Robot mowers have historically been better suited for cool-season grasses — the Kentucky bluegrass, fescue, and perennial ryegrass that dominate lawns in the northern United States — than for warm-season varieties. The reason is simple: standard robot mower cut height ranges start at 2 inches, and warm-season grasses like Bermuda and Zoysia are typically cut at 0.5 to 1.5 inches. A mower that can't cut below 2 inches is not a functional mower for those grass types.
The 2026 Navimow lineup introduces lowering kits that change this.
What a Lowering Kit Does
A lowering kit is a physical modification to the mower's deck height adjustment range. By adding a spacer component between the cut disc assembly and the chassis, the kit lowers the minimum position the deck can reach — extending the cut height range downward without affecting the mower's maximum cut height.
On the i2 LiDAR and H2 LiDAR series, the lowering kit (included in the box, no additional purchase) brings minimum cut height from 2 inches down to 0.80 inches. That's the range needed for standard Bermuda and Zoysia lawn maintenance.
On the Teranox commercial series, a lowering kit is available as an add-on accessory that brings minimum cut height from 0.75 inches down to 0.40 inches. This is sports turf and golf course territory — the kind of cutting height used for Bermuda fairways, Zoysia sports fields, and premium warm-season lawn applications.
How Installation Works
For the residential models, the lowering kit ships in the box. The installation process: attach the spacer component to the mower (the process is designed to be homeowner-accessible), then open the Navimow app and indicate that the lowering kit is installed. The app automatically recalibrates all cut height settings to reflect the new range. You don't have to manually figure out how the new millimeter measurements translate to the original scale — the software handles the adjustment.

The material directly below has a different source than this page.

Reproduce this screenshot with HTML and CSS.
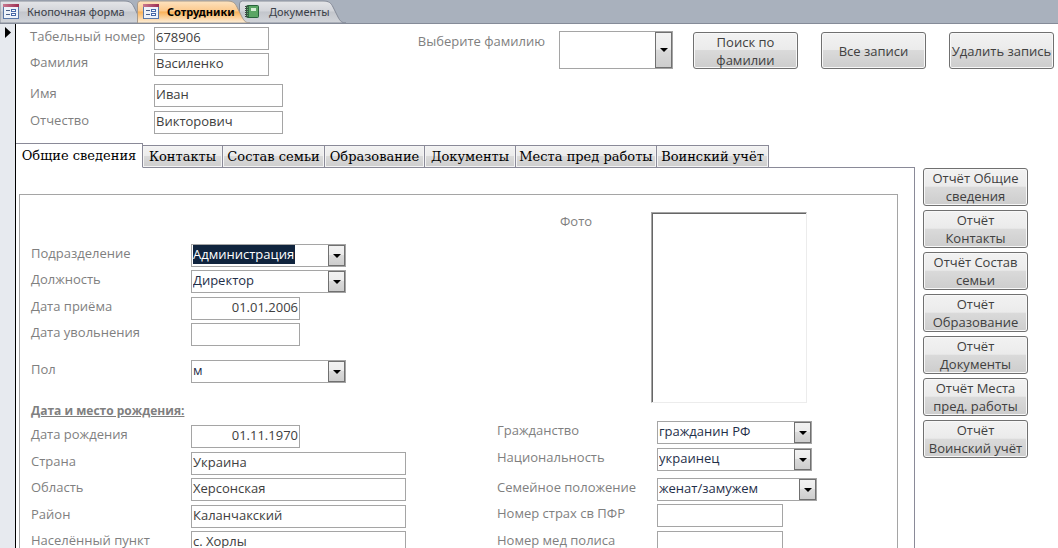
FILE: index.html
```html
<!DOCTYPE html>
<html lang="ru">
<head>
<meta charset="utf-8">
<title>Сотрудники</title>
<link rel="stylesheet" href="styles.css">
</head>
<body>
<svg class="defs" width="0" height="0" aria-hidden="true">
  <linearGradient id="plain" x1="0" y1="0" x2="0" y2="1">
    <stop offset="0" stop-color="#e4e5e8"/><stop offset=".45" stop-color="#d3d5da"/><stop offset=".5" stop-color="#c3c6cc"/><stop offset="1" stop-color="#d2d5da"/>
  </linearGradient>
  <linearGradient id="hot" x1="0" y1="0" x2="0" y2="1">
    <stop offset="0" stop-color="#fde3c0"/><stop offset=".45" stop-color="#fcc98d"/><stop offset=".5" stop-color="#f9b25a"/><stop offset="1" stop-color="#fdf0dc"/>
  </linearGradient>
  <linearGradient id="bar" x1="0" y1="0" x2="1" y2="0">
    <stop offset="0" stop-color="#c9788f"/><stop offset="1" stop-color="#9c2f52"/>
  </linearGradient>
  <symbol id="form-icon" viewBox="0 0 16 15">
    <rect x=".5" y=".5" width="15" height="14" fill="#eef3fa" stroke="#5a78a8"/>
    <rect x="0" y="0" width="16" height="3" fill="url(#bar)"/>
    <path d="M3 6.500h4M3 10.500h4" stroke="#4a5e86"/>
    <rect x="8.500" y="5.500" width="4" height="2" fill="#fff" stroke="#4668a8"/>
    <rect x="8.500" y="9.500" width="4" height="2" fill="#fff" stroke="#4668a8"/>
  </symbol>
  <symbol id="report-icon" viewBox="0 0 16 15">
    <rect x="1.500" y="1.500" width="12" height="12" rx="1" fill="#5aa564" stroke="#27623a"/>
    <path d="M3.500 2v11" stroke="#2f6b41"/>
    <path d="M0 2.500h3M0 4.500h3M0 6.500h3M0 8.500h3M0 10.500h3M0 12.500h3" stroke="#3f4a44"/>
    <rect x="6" y="4" width="5" height="3" fill="#d6ecd5"/>
  </symbol>
</svg>
<nav class="doc-tabs" aria-label="Открытые объекты">
  <button class="doc-tab doc-tab-first"><svg class="doc-shape" viewBox="0 0 152 23" preserveAspectRatio="none"><path d="M0 23V1h124c6 0 8 2 10 6l5 10c2 4 4 6 8 6z" fill="url(#plain)" stroke="#858b98"/></svg><svg class="doc-icon"><use href="#form-icon"/></svg><span>Кнопочная форма</span></button>
  <button class="doc-tab doc-tab-active"><svg class="doc-shape" viewBox="0 0 118 23" preserveAspectRatio="none"><path d="M.5 23V4q0-3 3-3H90c6 0 8 2 10 6l5 10c2 4 4 6 8 6z" fill="url(#hot)" stroke="#a79a8c"/></svg><svg class="doc-icon"><use href="#form-icon"/></svg><span>Сотрудники</span></button>
  <button class="doc-tab doc-tab-last"><svg class="doc-shape" viewBox="0 0 110 23" preserveAspectRatio="none"><path d="M.5 23V4q0-3 3-3H84c6 0 8 2 10 6l5 10c2 4 4 6 8 6z" fill="url(#plain)" stroke="#858b98"/></svg><svg class="doc-icon"><use href="#report-icon"/></svg><span>Документы</span></button>
</nav>
<main class="sheet">
  <div class="record-bar"><svg width="7" height="12" viewBox="0 0 7 12"><path d="M0 0l6 5.500L0 11z" fill="#000"/></svg></div>
  <form class="form">
    <header class="head">
      <div class="person">
        <label for="num">Табельный номер</label><input id="num" class="short" value="678906">
        <label for="fam">Фамилия</label><input id="fam" class="short" value="Василенко">
        <label for="name">Имя</label><input id="name" value="Иван">
        <label for="otch">Отчество</label><input id="otch" value="Викторович">
      </div>
      <div class="search">
        <label for="find">Выберите фамилию</label>
        <span class="combo combo-tall"><select id="find"><option></option></select><i></i></span>
      </div>
      <div class="actions">
        <button type="button">Поиск по<br>фамилии</button>
        <button type="button">Все записи</button>
        <button type="button">Удалить запись</button>
      </div>
    </header>
    <div class="work">
      <section class="tabbed">
        <div class="tabs" role="tablist">
          <button type="button" role="tab" aria-selected="true">Общие сведения</button>
          <button type="button" role="tab">Контакты</button>
          <button type="button" role="tab">Состав семьи</button>
          <button type="button" role="tab">Образование</button>
          <button type="button" role="tab">Документы</button>
          <button type="button" role="tab">Места пред работы</button>
          <button type="button" role="tab">Воинский учёт</button>
        </div>
        <div class="page">
          <div class="subform">
            <div class="fields fields-left">
              <label for="dep">Подразделение</label><span class="combo"><select id="dep" class="picked"><option>Администрация</option></select><i></i></span>
              <label for="pos">Должность</label><span class="combo"><select id="pos"><option>Директор</option></select><i></i></span>
              <label for="hired">Дата приёма</label><input id="hired" class="date" value="01.01.2006">
              <label for="fired">Дата увольнения</label><input id="fired" class="date">
              <label for="sex">Пол</label><span class="combo"><select id="sex"><option>м</option></select><i></i></span>
              <h2>Дата и место рождения:</h2>
              <label for="born">Дата рождения</label><input id="born" class="date" value="01.11.1970">
              <label for="country">Страна</label><input id="country" value="Украина">
              <label for="region">Область</label><input id="region" value="Херсонская">
              <label for="district">Район</label><input id="district" value="Каланчакский">
              <label for="town">Населённый пункт</label><input id="town" value="с. Хорлы">
            </div>
            <div class="right">
              <div class="photo"><span>Фото</span><div class="photo-frame"></div></div>
              <div class="fields fields-right">
                <label for="cit">Гражданство</label><span class="combo"><select id="cit"><option>гражданин РФ</option></select><i></i></span>
                <label for="nat">Национальность</label><span class="combo"><select id="nat"><option>украинец</option></select><i></i></span>
                <label for="mar">Семейное положение</label><span class="combo combo-wide"><select id="mar"><option>женат/замужем</option></select><i></i></span>
                <label for="pfr">Номер страх св ПФР</label><input id="pfr">
                <label for="med">Номер мед полиса</label><input id="med">
              </div>
            </div>
          </div>
        </div>
      </section>
      <aside class="reports">
        <button type="button">Отчёт Общие<br>сведения</button>
        <button type="button">Отчёт<br>Контакты</button>
        <button type="button">Отчёт Состав<br>семьи</button>
        <button type="button">Отчёт<br>Образование</button>
        <button type="button">Отчёт<br>Документы</button>
        <button type="button">Отчёт Места<br>пред. работы</button>
        <button type="button">Отчёт<br>Воинский учёт</button>
      </aside>
    </div>
  </form>
</main>
</body>
</html>
```
FILE: styles.css
```css
* { box-sizing: border-box; }
body {
  margin: 0;
  height: 100vh;
  overflow: hidden;
  display: flex;
  flex-direction: column;
  background: #fff;
  color: #404040;
  font: 13px/18px "Open Sans", "Noto Sans", sans-serif;
}
button, input, select { font: inherit; color: inherit; margin: 0; }
.defs { position: absolute; }

/* Document tabs */
.doc-tabs {
  flex: none;
  display: flex;
  height: 24px;
  background: #a9b1bd;
  border-bottom: 1px solid #858b98;
}
.doc-tab {
  position: relative;
  display: flex;
  align-items: center;
  height: 23px;
  padding: 0 0 0 6px;
  gap: 8px;
  border: 0;
  background: none;
  font: 11px/18px "Noto Sans", sans-serif;
  color: #3b4048;
  white-space: nowrap;
}
.doc-tab > * { position: relative; }
.doc-tab .doc-shape { position: absolute; inset: 0; width: 100%; height: 23px; }
.doc-tab-first { width: 152px; padding-left: 3px; }
.doc-tab-active { width: 118px; margin-left: -15px; z-index: 1; font-weight: bold; color: #000; }
.doc-tab-last { width: 110px; margin-left: -16px; }
.doc-icon { flex: none; width: 16px; height: 15px; }

/* Sheet */
.sheet { flex: 1; min-height: 0; display: flex; }
.record-bar {
  flex: none;
  width: 16px;
  padding: 3px 0 0 5px;
  background: #e7eaef;
  border-right: 1px solid #000;
}
.record-bar svg { display: block; }
.form { flex: 1; min-width: 0; }
label, .photo { color: #7f7f7f; white-space: nowrap; }
input {
  height: 23px;
  padding: 0 1px 3px;
  border: 1px solid #a5a5a5;
  background: #fff;
}
.head { display: flex; height: 119px; padding: 3px 4px 0 14px; }
.person {
  display: grid;
  grid-template-columns: 124px 129px;
  grid-template-rows: 26px 31px 27px 23px;
  flex: 1;
}
.person .short { width: 115px; }
.search { display: flex; gap: 14px; padding: 4px 20px 0 0; }
.search label { padding-top: 1px; }
.actions { display: flex; gap: 23px; padding-top: 5px; }
.actions button, .reports button {
  width: 105px;
  height: 38px;
  padding: 0;
  border: 1px solid #707070;
  border-radius: 3px;
  box-shadow: inset 0 0 0 1px #f8f8f8;
  background: linear-gradient(#f2f2f2, #ebebeb 48%, #dadada 50%, #cdcdcd);
  line-height: 18px;
  white-space: nowrap;
}
.actions button { height: 37px; }

/* Drop-downs */
.combo { position: relative; display: block; width: 155px; height: 23px; }
.combo select {
  appearance: none;
  display: block;
  width: 100%;
  height: 100%;
  padding: 0 20px 3px 1px;
  border: 1px solid #a5a5a5;
  border-radius: 0;
  background: #fff;
  color: #1f2f4a;
}
.combo i {
  position: absolute;
  right: 1px;
  top: 1px;
  bottom: 1px;
  width: 17px;
  border: 1px solid #707070;
  background: linear-gradient(#f2f2f2, #ebebeb 48%, #dadada 50%, #cdcdcd);
  pointer-events: none;
}
.combo i::after {
  content: "";
  position: absolute;
  left: 4px;
  top: calc(50% - 2px);
  border: solid transparent;
  border-width: 4px 4px 0;
  border-top-color: #000;
}
.combo-tall { width: 114px; height: 38px; }
.combo-wide { width: 160px; }
.combo .picked {
  color: #fff;
  background: linear-gradient(#10243e, #10243e) 1px 0 / 102px 19px no-repeat #fff;
}

/* Tab control */
.work { display: flex; align-items: flex-start; gap: 8px; }
.tabbed { flex: none; width: 899px; }
.tabs {
  display: grid;
  grid-template-columns: 127px 80px 102px 100px 91px 141px 112px;
  align-items: end;
  height: 25px;
}
.tabs button {
  position: relative;
  height: 23px;
  padding: 0;
  border: 1px solid #8a8a98;
  border-left: 0;
  box-shadow: inset 0 0 0 1px #f4f4f4;
  background: linear-gradient(#f2f2f2, #ebebeb 48%, #dadada 50%, #cdcdcd);
  font: 13px/20px "DejaVu Serif", "Liberation Serif", serif;
  color: #000;
  white-space: nowrap;
}
.tabs [aria-selected="true"] { height: 25px; box-shadow: none; background: #fff; border-bottom-color: #fff; }
.page {
  margin-top: -1px;
  padding: 26px 16px 0 3px;
  border: solid #8a8a98;
  border-width: 1px 1px 0 0;
}
.subform {
  display: flex;
  justify-content: space-between;
  min-height: 380px;
  padding: 0 80px 0 11px;
  border: 1px solid #a5a5a5;
}
.fields { display: grid; grid-template-columns: 160px auto; justify-content: start; }
.fields-left { grid-template-rows: 26px 27px 26px 37px 38px 27px 27px 26px 27px 26px 27px; padding-top: 49px; }
.fields-left input { width: 215px; }
.fields-left .date { width: 109px; text-align: right; }
.fields h2 {
  grid-column: 1 / 3;
  margin: 0;
  padding-top: 4px;
  font: bold 12px/18px "Open Sans", "Noto Sans", sans-serif;
  color: #7f7f7f;
  text-decoration: underline;
}
.fields-right { grid-template-rows: 27px 30px 26px 27px 27px; }
.fields-right input { width: 126px; }
.photo { display: grid; grid-template-columns: 91px 156px; padding: 17px 0 18px 63px; }
.photo-frame {
  height: 191px;
  border: 1px solid;
  border-color: #a5a5a5 #ececec #ececec #a5a5a5;
  box-shadow: inset 1px 1px #666;
}

/* Report buttons */
.reports { display: grid; gap: 4px; padding-top: 25px; }
```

For the Teranox commercial kit, the modification additionally involves changing the anti-clogging disc to an independent-bearing version designed to operate more effectively at lower heights without jamming on grass clippings.
Relevance for Minnesota Homeowners
Bermuda and Zoysia lawns are uncommon in Minnesota. Our climate is too cold for most warm-season grass varieties to reliably overwinter — these grasses go dormant and typically don't survive the combination of Minnesota winters and spring frost cycles. The primary warm-season application of the lowering kit in northern states is mixed or transitional lawns rather than full Bermuda or Zoysia installations.
The lowering kit is more relevant in the southern portion of Navimow's dealer network — Tennessee, North Carolina, Georgia, Texas, and the transition zone states where warm-season grasses are standard.
For Minnesota homeowners, the 2-inch standard minimum cut height on most Navimow models is appropriate for cool-season grass management. The lowest cut heights typically recommended for bluegrass and fescue — even for a premium lawn — are 2.5 to 3 inches during summer, with 3 to 3.5 inches in spring and fall. Standard Navimow cut range handles this with room to spare.
When Minnesota Homeowners Might Use a Lowering Kit
There's one scenario worth noting for the Forest Lake and East Twin Cities area: homes with very fine fescue lawns or specialty grass mixes that have a lower preferred cut height than standard bluegrass. Creeping red fescue, hard fescue, and sheep fescue can be maintained at 1.5 to 2.5 inches — the lower end of which pushes against the standard 2-inch minimum. For homeowners with fine fescue lawns who want to maintain the lower end of that range with precision, the lowering kit provides additional flexibility.
It's also worth knowing about the lowering kit if you're evaluating Navimow for a property in the transition zone — Missouri, Kansas, parts of Illinois — where mixed grass types and cool/warm-season blends are common.
The Bigger Picture
The lowering kits represent Navimow expanding the addressable market for its systems southward and into premium turf applications. For Minnesota homeowners, the primary take-away is that the 2026 models were designed with grass versatility in mind — even if the lowest cut heights aren't what your lawn needs, the engineering investment signals a product line built for the full range of North American lawn types, including the cool-season grasses that Minnesota yards are built on.